Kanye West Sues Insurance Company For $10 Million Over Saint Pablo Tour
It looks like lawsuits are a family affair for the Kardashian/West clan. Following the news that Kim Kardashian is being sued for her use of LuMee cases, we've now learned that Kanye West is suing his tour's insurance company over his canceled his Saint Pablo Tour in November of 2016. Elite Daily reached out to West's team for comment, but did not hear back by time of publication.
The tour was canceled for mental health reasons on West's end, so he feels the insurance company, Lloyd's of London, should have paid out his claims, according to Cosmo. An alleged statement obtained by Hollywood Reporter details West's side of the $10 million lawsuit. It says,
Nor have they [Lloyd's] provided anything approaching a coherent explanation about why they have not paid, or any indication if they will ever pay or even make a coverage decision, implying that Kanye's use of marijuana may provide them with a basis to deny the claim and retain the hundreds of thousands of dollars in insurance premiums paid by Very Good [Touring, Inc., Kanye's company].
West had suffered from a "psychotic breakdown" around Thanksgiving 2016, causing the remainder of the Saint Pablo Tour to be canceled. He was temporarily hospitalized for the breakdown, and fans came out in droves to support him during the tough time. All of the fans who bought tickets to the canceled concerts also received full refunds. The Kim Kardashian robbery in Paris happened just one month before in October 2016.
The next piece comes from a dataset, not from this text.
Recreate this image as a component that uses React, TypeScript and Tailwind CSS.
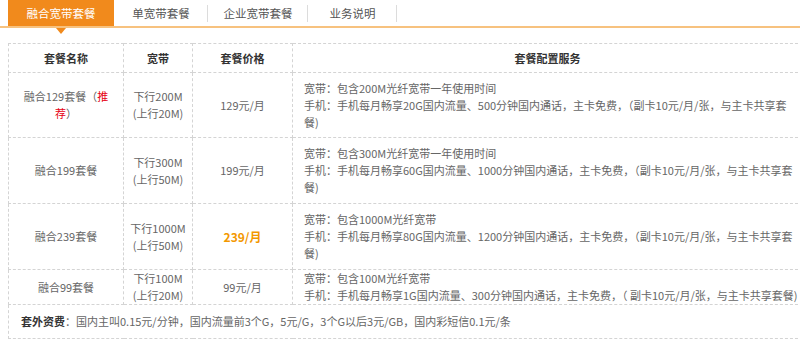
import React from "react";

const tabs = [
  { label: "融合宽带套餐", width: "w-[106px]" },
  { label: "单宽带套餐", width: "w-[94px]" },
  { label: "企业宽带套餐", width: "w-[100px]" },
  { label: "业务说明", width: "w-[89px]" },
];

type Plan = {
  name: React.ReactNode;
  down: string;
  up: string;
  price: React.ReactNode;
  broadband: string;
  mobile: string[];
  height: string;
};

const plans: Plan[] = [
  {
    name: (
      <>
        融合129套餐（<span className="text-[#e60012]">推</span>
        <br />
        <span className="text-[#e60012]">荐</span>）
      </>
    ),
    down: "下行200M",
    up: "(上行20M)",
    price: "129元/月",
    broadband: "宽带：包含200M光纤宽带一年使用时间",
    mobile: [
      "手机：手机每月畅享20G国内流量、500分钟国内通话，主卡免费，（副卡10元/月/张，与主卡共享套",
      "餐)",
    ],
    height: "h-[65px]",
  },
  {
    name: "融合199套餐",
    down: "下行300M",
    up: "(上行50M)",
    price: "199元/月",
    broadband: "宽带：包含300M光纤宽带一年使用时间",
    mobile: [
      "手机：手机每月畅享60G国内流量、1000分钟国内通话，主卡免费，（副卡10元/月/张，与主卡共享套",
      "餐)",
    ],
    height: "h-[66px]",
  },
  {
    name: "融合239套餐",
    down: "下行1000M",
    up: "(上行50M)",
    price: <span className="text-[12px] font-bold text-[#f39800]">239/月</span>,
    broadband: "宽带：包含1000M光纤宽带",
    mobile: [
      "手机：手机每月畅享80G国内流量、1200分钟国内通话，主卡免费，（副卡10元/月/张，与主卡共享套",
      "餐)",
    ],
    height: "h-[66px]",
  },
  {
    name: "融合99套餐",
    down: "下行100M",
    up: "(上行20M)",
    price: "99元/月",
    broadband: "宽带：包含100M光纤宽带",
    mobile: [
      "手机：手机每月畅享1G国内流量、300分钟国内通话，主卡免费，（ 副卡10元/月/张，与主卡共享套餐)",
    ],
    height: "h-[34px]",
  },
];

const cell = "border border-dashed border-[#d4d4d4] p-0 align-middle";

const App = () => {
  return (
    <div className="w-[800px] h-[347px] overflow-hidden bg-white font-['Noto_Sans_CJK_SC',sans-serif] text-[11px] leading-[17px] text-[#666]">
      {/* tab bar */}
      <div className="relative flex h-[28px] border-b-2 border-[#f7c27f] pl-2">
        {tabs.map((tab, i) => {
          const isActive = i === 0;
          return (
            <div
              key={tab.label}
              className={`relative flex h-[26px] items-center justify-center text-[11.5px] ${tab.width} ${
                isActive ? "bg-[#f18a1c] text-white" : "text-[#555]"
              }`}
            >
              {tab.label}
              {!isActive && (
                <span className="absolute right-0 top-[5px] h-[17px] w-px bg-[#dcdcdc]" />
              )}
              {isActive && (
                <span className="absolute left-1/2 top-[28px] -translate-x-1/2 border-x-[5px] border-t-[6px] border-x-transparent border-t-[#f18a1c]" />
              )}
            </div>
          );
        })}
      </div>

      {/* plan table */}
      <table className="ml-2 mt-[15px] w-[795px] table-fixed border-collapse">
        <colgroup>
          <col className="w-[115px]" />
          <col className="w-[69px]" />
          <col className="w-[100px]" />
          <col />
        </colgroup>
        <thead>
          <tr className="h-[29px] font-bold text-[#333]">
            <th className={cell}>套餐名称</th>
            <th className={cell}>宽带</th>
            <th className={cell}>套餐价格</th>
            <th className={cell}>套餐配置服务</th>
          </tr>
        </thead>
        <tbody>
          {plans.map((plan) => (
            <tr key={plan.down} className={plan.height}>
              <td className={`${cell} px-2 text-center`}>{plan.name}</td>
              <td className={`${cell} text-center`}>
                {plan.down}
                <br />
                {plan.up}
              </td>
              <td className={`${cell} text-center`}>{plan.price}</td>
              <td className={`${cell} whitespace-nowrap pl-[11px]`}>
                <div>{plan.broadband}</div>
                {plan.mobile.map((line) => (
                  <div key={line}>{line}</div>
                ))}
              </td>
            </tr>
          ))}
          <tr className="h-[34px]">
            <td colSpan={4} className={`${cell} pl-3`}>
              <span className="font-bold text-[#333]">套外资费</span>
              ：国内主叫0.15元/分钟，国内流量前3个G，5元/G，3个G以后3元/GB，国内彩短信0.1元/条
            </td>
          </tr>
        </tbody>
      </table>
    </div>
  );
};

export default App;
West claims he and Very Good Touring, Inc. (his touring company) paid "hundreds of thousands of dollars in insurance premiums” and that his insurers are looking “for some contrived excuse not to pay."
The statement obtained by Hollywood Reporter also says,
Almost immediately after the claim was submitted, Defendants selected legal counsel to oversee the adjustment of the claim, instead of the more normal approach of retaining a non-lawyer insurance adjuster. Immediately turning to legal counsel made it clear that Defendants' goal was to hunt for any ostensible excuse, no matter how fanciful, to deny coverage or to maneuver themselves into a position of trying to negotiate a discount on the loss payment.
This basically means West and his team feel the insurance company started looking for reasons not to pay his claims the second he filed them, though there's no confirmation of that. We'll just have to wait and see how this lawsuit plays out.
In the meantime, Kim Kardashian is being sued for $100 million by Snap Light because the company and its founder, Hooshmand Harooni, says the LuMee phone case brand essentially copied Harooni's allegedly patented work when it created its phone cases with built-in selfie lights. Kardashian is being sued because Harooni claims she gets a cut of LuMee's profits since she does so much promotional work for the company.
It sounds like a complicated time to be a Kardashian/West.